In history affirmative action could dictate that some percentage vacancies to be reserved for the minority, for instance a university could enroll a certain number of minorities with some lower qualifications. Even if someone else was qualified he or she could not get the position from those reserved. These kinds of opportunities are minimal today. In 1990’s campaign, President Bush stressed that equal opportunity should not be distorted by quotas which were based on gender, culture or race rather to be based on how able a person is and the qualifications (Paula and Maddox, West’s Encyclopedia of American law).
These became the principles of education opportunities an hiring processes and brought decline in application of affirmative action guiding principle. Also the rulings in law courts have no supportive evidences based on discrimination and therefore affirmative action tends to take no control on the part of the plaintiffs. It can be argued that, the cases of disparate employments are related to the jobs and also in consistent with necessity in the field for which is true and cannot be ruled out in a court of law.

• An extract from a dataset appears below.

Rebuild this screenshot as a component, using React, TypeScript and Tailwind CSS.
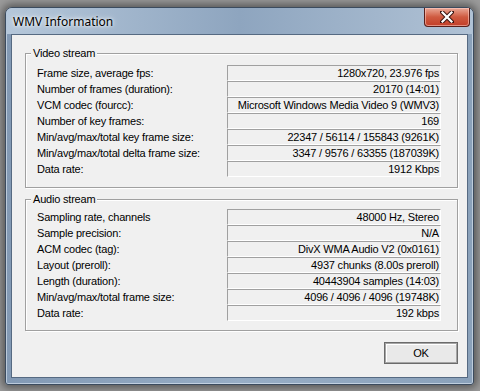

Affirmative action can also be argued as reversed discrimination in that by favoring may be women in job opportunities it discriminates men who might have better qualification to fit in those position (Bateman 88). It can be ruled out to be of no importance since it has negative implication. Everyone has an opportunity to own property and by no means can affirmative action deliberate on this issue.
It is evident that in the modern society affirmative action is quite outlived. The world of economy holds for everyone without consideration of the facts based on affirmative action. The issue can be traced from the academic institutions to the workplaces. The academic institutions no longer reserve vacancies for minorities. Rather, one has to attain qualification to be in a certain career.
The impact of this is extended in the work places where one has to be qualified on the basis of job requirements. Therefore employers consider those qualifications regardless of any favor in gender preference. Again as it was in history employees in workplaces are treated on equal basis. Regulations to restrict firms on their recruitment methods are not ruled out and they can do it in their own choice. Certainly, affirmative action has lost its contribution in those organizations.
Bateman, Thomas and Snell Scott. Management: Leading and Collaborating In the Competitive World, 8th Edition.McGrayhill Higher Education, (2008)
Conrad, Paula J. and Robert B. Maddox. Guide to Affirmative Action. Crisp, (1997).
“Affirmative action” West’s Encyclopedia of American law ;http://www.answers.com/topic/affirmative-action;
Mills, Nicolaus, ed. Debating Affirmative Action: Race, Gender, Ethnicity, and the Politics of Inclusion. Dell Publishing, (1994).